Ahhhh, I just realised I forgot a much much simpler solution: you could just set the environment variable PRODIGY_HOME to customise the user home directory. This is where the database and config settings are expected to be. If all users set the same one, they'll all use the same config and database.

I managed to change the path by setting PRODIGY_HOME to my custom location. I used os.environ to do that. However, despite being able to change the location, I am still unable to change the database name. But I suppose that is something I can live with for now...If you have any other suggestion on changing database name that would be really appreciated!

HI @ines, I have a follow up question. I was looking into creating a custom recipe with a custom stream as you suggested here:

  1. If people are potentially annotating at the same time on their own instances on their machines, you can set up a recipe with a custom stream that checks if incoming examples are already annotated in the current dataset, and only sends them out if they're not. So you can connect to the database , periodically call db.get_task_hashes to get all hashes in the dataset, and then check if the hash of the incoming example is already in the dataset.

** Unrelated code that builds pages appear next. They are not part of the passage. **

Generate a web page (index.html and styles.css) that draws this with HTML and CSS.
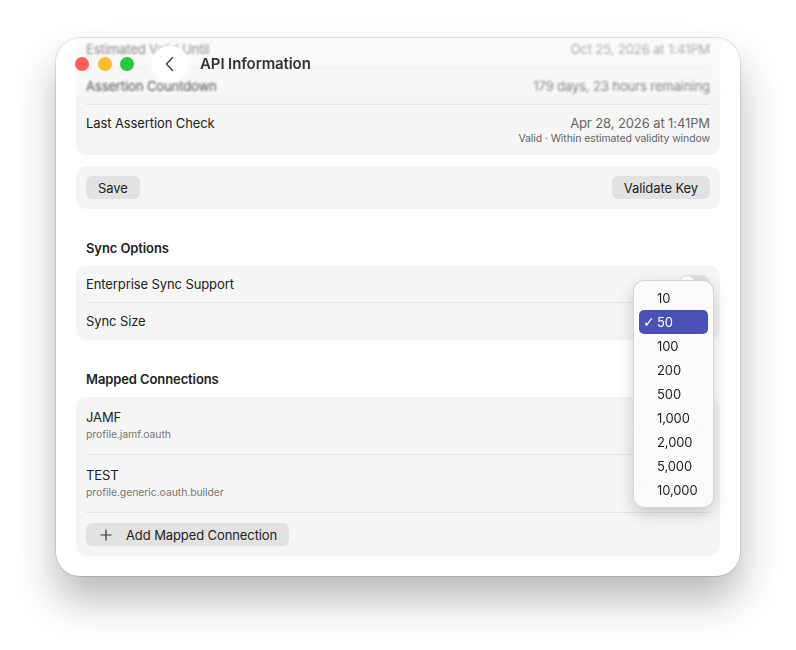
FILE: index.html
```html
<!DOCTYPE html>
<html lang="en">
<head>
  <meta charset="UTF-8" />
  <title>API Information</title>
  <link rel="stylesheet" href="styles.css">
</head>
<body>
  <div class="window">

    <div class="content">
      <div class="card first">
        <div class="row">
          <span>Estimated Valid Until</span>
          <span class="value">Oct 25, 2026 at 1:41PM</span>
        </div>
        <div class="row">
          <span>Assertion Countdown</span>
          <span class="value">179 days, 23 hours remaining</span>
        </div>
        <div class="row tall">
          <span>Last Assertion Check</span>
          <div class="value-stack">
            <span class="value">Apr 28, 2026 at 1:41PM</span>
            <span class="note">Valid · Within estimated validity window</span>
          </div>
        </div>
      </div>

      <div class="card actions">
        <button class="btn">Save</button>
        <button class="btn">Validate Key</button>
      </div>

      <h2 class="section-title">Sync Options</h2>
      <div class="card">
        <div class="row">
          <span>Enterprise Sync Support</span>
          <span class="toggle"></span>
        </div>
        <div class="row">
          <span>Sync Size</span>
          <span class="popup"></span>
        </div>
      </div>

      <h2 class="section-title">Mapped Connections</h2>
      <div class="card">
        <div class="row conn">
          <div class="conn-text">
            <span>JAMF</span>
            <span class="sub">profile.jamf.oauth</span>
          </div>
          <div class="icons">
            <svg width="14" height="14" viewBox="0 0 14 14"><path d="M2 12l1-3 7-7 2 2-7 7z" fill="none" stroke="#999" stroke-width="1.2"/></svg>
            <svg width="14" height="14" viewBox="0 0 14 14"><path d="M3 4h8M5 4V2.5h4V4M4 4l.6 8h4.8L10 4" fill="none" stroke="#999" stroke-width="1.2"/></svg>
          </div>
        </div>
        <div class="row conn">
          <div class="conn-text">
            <span>TEST</span>
            <span class="sub">profile.generic.oauth.builder</span>
          </div>
          <div class="icons">
            <svg width="14" height="14" viewBox="0 0 14 14"><path d="M2 12l1-3 7-7 2 2-7 7z" fill="none" stroke="#999" stroke-width="1.2"/></svg>
            <svg width="14" height="14" viewBox="0 0 14 14"><path d="M3 4h8M5 4V2.5h4V4M4 4l.6 8h4.8L10 4" fill="none" stroke="#999" stroke-width="1.2"/></svg>
          </div>
        </div>
        <div class="row add-row">
          <button class="btn add">
            <svg width="12" height="12" viewBox="0 0 12 12"><path d="M6 1v10M1 6h10" stroke="#333" stroke-width="1.2" stroke-linecap="round"/></svg>
            Add Mapped Connection
          </button>
        </div>
      </div>
    </div>

    <div class="toolbar">
      <div class="lights">
        <span class="light red"></span>
        <span class="light yellow"></span>
        <span class="light green"></span>
      </div>
      <div class="back">
        <svg width="12" height="16" viewBox="0 0 12 16"><path d="M8.5 1.5L2.5 8l6 6.5" fill="none" stroke="#444" stroke-width="1.5" stroke-linecap="round" stroke-linejoin="round"/></svg>
      </div>
      <div class="title">API Information</div>
    </div>

    <ul class="menu">
      <li>10</li>
      <li class="selected"><span class="check">✓</span>50</li>
      <li>100</li>
      <li>200</li>
      <li>500</li>
      <li>1,000</li>
      <li>2,000</li>
      <li>5,000</li>
      <li>10,000</li>
    </ul>

  </div>
</body>
</html>
```

FILE: styles.css
```css
* { margin: 0; padding: 0; box-sizing: border-box; }

body {
  background: #fff;
  font-family: Inter, 'Noto Sans', sans-serif;
  font-size: 13px;
  letter-spacing: -0.1px;
  color: #222;
  padding: 38px 56px;
  width: 796px;
  height: 650px;
  overflow: hidden;
}

.window {
  position: relative;
  width: 684px;
  height: 538px;
  background: #fff;
  border-radius: 24px;
  overflow: hidden;
  box-shadow: 0 24px 40px rgba(0, 0, 0, 0.28), 0 0 0 1px rgba(0, 0, 0, 0.1);
}

/* content is scrolled a little, first row sits under the toolbar */
.content {
  padding: 0 20px;
  margin-top: -7px;
}

.card {
  background: #f5f5f5;
  border-radius: 10px;
  padding: 0 10px;
}

.card + .card { margin-top: 11px; }

.row {
  display: flex;
  justify-content: space-between;
  align-items: center;
  min-height: 37px;
  line-height: 17px;
  border-bottom: 1px solid #e4e4e4;
}

.row:last-child { border-bottom: none; }

.row.tall {
  align-items: flex-start;
  padding: 10px 0 9px;
}

.value { color: #666; }

.value-stack {
  display: flex;
  flex-direction: column;
  align-items: flex-end;
}

.note {
  font-size: 10.5px;
  line-height: 14px;
  color: #666;
}

.actions {
  display: flex;
  justify-content: space-between;
  padding: 10px;
}

.btn {
  font-family: inherit;
  font-size: 13px;
  letter-spacing: -0.1px;
  color: #222;
  background: #e2e2e2;
  border: none;
  border-radius: 6px;
  height: 23px;
  padding: 0 12px;
}

.section-title {
  font-size: 13px;
  font-weight: 600;
  line-height: 17px;
  padding: 0 10px;
  margin: 31px 0 9px;
  color: #222;
}

.toggle {
  width: 32px;
  height: 18px;
  border-radius: 9px;
  background: #e1e1e1;
  position: relative;
}

.toggle::after {
  content: "";
  position: absolute;
  left: 1px;
  top: 1px;
  width: 16px;
  height: 16px;
  border-radius: 50%;
  background: #fff;
  box-shadow: 0 1px 2px rgba(0, 0, 0, 0.2);
}

.popup {
  width: 60px;
  height: 21px;
  border-radius: 6px;
  background: #e2e2e2;
}

.row.conn {
  padding: 12px 0;
}

.conn-text {
  display: flex;
  flex-direction: column;
  gap: 3px;
}

.conn-text span { line-height: 16px; }

.sub {
  font-size: 10.5px;
  line-height: 14px !important;
  color: #777;
}

.icons {
  display: flex;
  gap: 44px;
  padding-right: 4px;
}

.add-row { padding: 10px 0; }

.btn.add {
  display: flex;
  align-items: center;
  gap: 14px;
  padding: 0 12px 0 14px;
}

/* toolbar floats over scrolled content */
.toolbar {
  position: absolute;
  top: 0;
  left: 0;
  right: 0;
  height: 64px;
  display: flex;
  align-items: flex-start;
  padding: 8px 0 0 19px;
  background: linear-gradient(rgba(255, 255, 255, 0.55), rgba(255, 255, 255, 0.15));
  backdrop-filter: blur(1.3px);
  -webkit-mask-image: linear-gradient(#000 88%, transparent);
}

.lights {
  display: flex;
  gap: 8.5px;
  margin-top: 11px;
}

.light {
  width: 14px;
  height: 14px;
  border-radius: 50%;
}

.red { background: #ff5f57; }
.yellow { background: #febc2e; }
.green { background: #28c840; }

.back {
  width: 36px;
  height: 36px;
  border-radius: 50%;
  background: #fff;
  margin-left: 18px;
  display: flex;
  align-items: center;
  justify-content: center;
  box-shadow: 0 0 6px rgba(255, 255, 255, 0.9);
}

.title {
  margin-left: 12px;
  margin-top: 8px;
  font-size: 15px;
  font-weight: 600;
  color: #333;
}

/* open popup menu */
.menu {
  position: absolute;
  left: 577px;
  top: 242px;
  width: 81px;
  list-style: none;
  padding: 5px;
  border-radius: 11px;
  background: rgba(252, 252, 252, 0.9);
  backdrop-filter: blur(4px);
  border: 0.5px solid rgba(0, 0, 0, 0.15);
  box-shadow: 0 6px 16px rgba(0, 0, 0, 0.18);
}

.menu li {
  position: relative;
  height: 24px;
  line-height: 24px;
  padding-left: 18px;
  border-radius: 5px;
  color: #222;
}

.menu li.selected {
  background: #4a52b8;
  color: #fff;
}

.check {
  position: absolute;
  left: 4px;
  font-size: 14px;
  font-weight: 600;
  font-family: 'DejaVu Sans', sans-serif;
}
```
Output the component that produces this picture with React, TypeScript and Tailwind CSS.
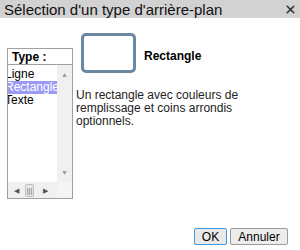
import { X } from "lucide-react";

const items = ["Ligne", "Rectangle", "Texte"];

export default function App() {
  return (
    <div
      className="w-[300px] h-[250px] bg-white flex flex-col text-[#000] overflow-hidden"
      style={{ fontFamily: '"Liberation Sans", Arial, sans-serif' }}
    >
      <div className="h-[18px] bg-[#d2d2d2] flex items-center justify-between pl-[4px] pr-[3px]">
        <span className="text-[15px] leading-none text-[#111]">Sélection d'un type d'arrière-plan</span>
        <X size={13} strokeWidth={3} className="text-[#333]" />
      </div>

      <div className="flex-1 flex pt-[15px] pl-[7px]">
        <div className="mt-[15px] w-[66px] h-[151px] border border-[#a0a0a0] flex flex-col">
          <div className="h-[16px] border-b border-[#a0a0a0] pl-[4px] flex items-center text-[12px] font-bold leading-none">
            Type :
          </div>
          <div className="flex-1 flex min-h-0">
            <div className="flex-1 overflow-hidden pt-[3px]">
              {items.map((it) => (
                <div
                  key={it}
                  className={`h-[13px] text-[12px] leading-[13px] -ml-[3px] whitespace-nowrap ${
                    it === "Rectangle" ? "bg-[#9b9bf5] text-white" : ""
                  }`}
                >
                  {it}
                </div>
              ))}
            </div>
            <div className="w-[15px] bg-[#f0f0f0] flex flex-col items-center justify-between py-[6px]">
              <span className="text-[7px] leading-none text-[#999]">▲</span>
              <span className="text-[7px] leading-none text-[#999]">▼</span>
            </div>
          </div>
          <div className="h-[16px] flex bg-[#f0f0f0]">
            <div className="flex-1 flex items-center pl-[6px]">
              <span className="text-[7px] leading-none text-[#555]">◀</span>
              <div className="ml-[6px] w-[9px] h-[13px] border border-[#bdbdbd] rounded-[2px] bg-[#e8e8e8] flex items-center justify-center text-[7px] text-[#666] leading-none">
                |||
              </div>
              <span className="ml-[9px] text-[7px] leading-none text-[#555]">▶</span>
            </div>
            <div className="w-[15px] bg-[#f4f4f4]" />
          </div>
        </div>

        <div className="flex-1 flex flex-col pl-[3px]">
          <div className="flex items-center ml-[5px]">
            <div className="w-[55px] h-[40px] rounded-[5px] border-[3px] border-[#6b88a3] bg-white" />
            <span className="ml-[8px] mt-[6px] text-[12px] font-bold">Rectangle</span>
          </div>
          <p className="mt-[16px] text-[12px] leading-[13px] text-[#222] w-[190px]">
            Un rectangle avec couleurs de remplissage et coins arrondis optionnels.
          </p>
          <div className="flex-1" />
          <div className="flex justify-end gap-[3px] pr-[12px] pb-[5px]">
            <button className="w-[33px] h-[17px] border border-[#3c9be0] rounded-[2px] bg-[#e9e9e9] text-[12px] leading-none">
              OK
            </button>
            <button className="w-[58px] h-[17px] border border-[#9a9a9a] rounded-[2px] bg-[#ececec] text-[12px] leading-none">
              Annuler
            </button>
          </div>
        </div>
      </div>
    </div>
  );
}
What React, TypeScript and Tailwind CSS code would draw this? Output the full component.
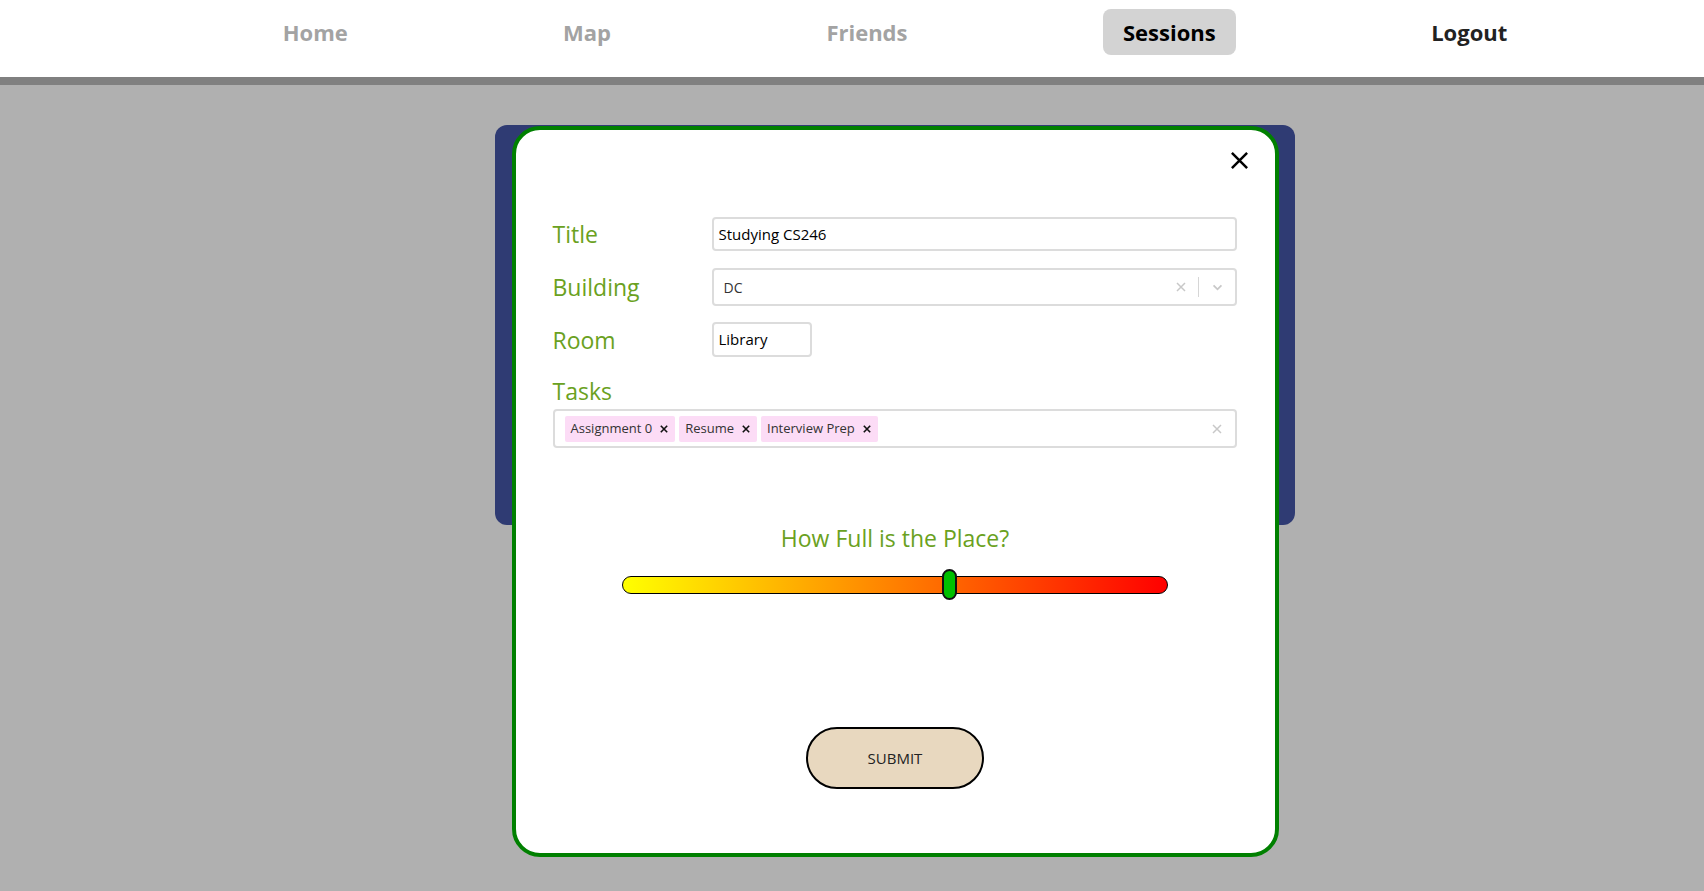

My question is that since data is batched out in batches of 10 (obviously I could change the batch size to a smaller number, or even 1), a potential scenario could be that two annotators start their respective instances on their own computers, and because they just start the annotation instances, they will be given the same 10 documents to annotate? Or am I understanding it incorrectly? It looks as though the different annotators' instances would be agnostic of what documents have been batched out to other annotators

In theory, if both annotators start annotating at pretty much exactly the same time, then yes, it can happen that they get the same batch. If annotator 1 starts earlier, annotates the batch and sends it back, and annotator 2 then starts and requests their batch, they wouldn't receive the same answers, because their stream would check what's already in the shared dataset, and not send out the batch that annotator 1 has just annotated.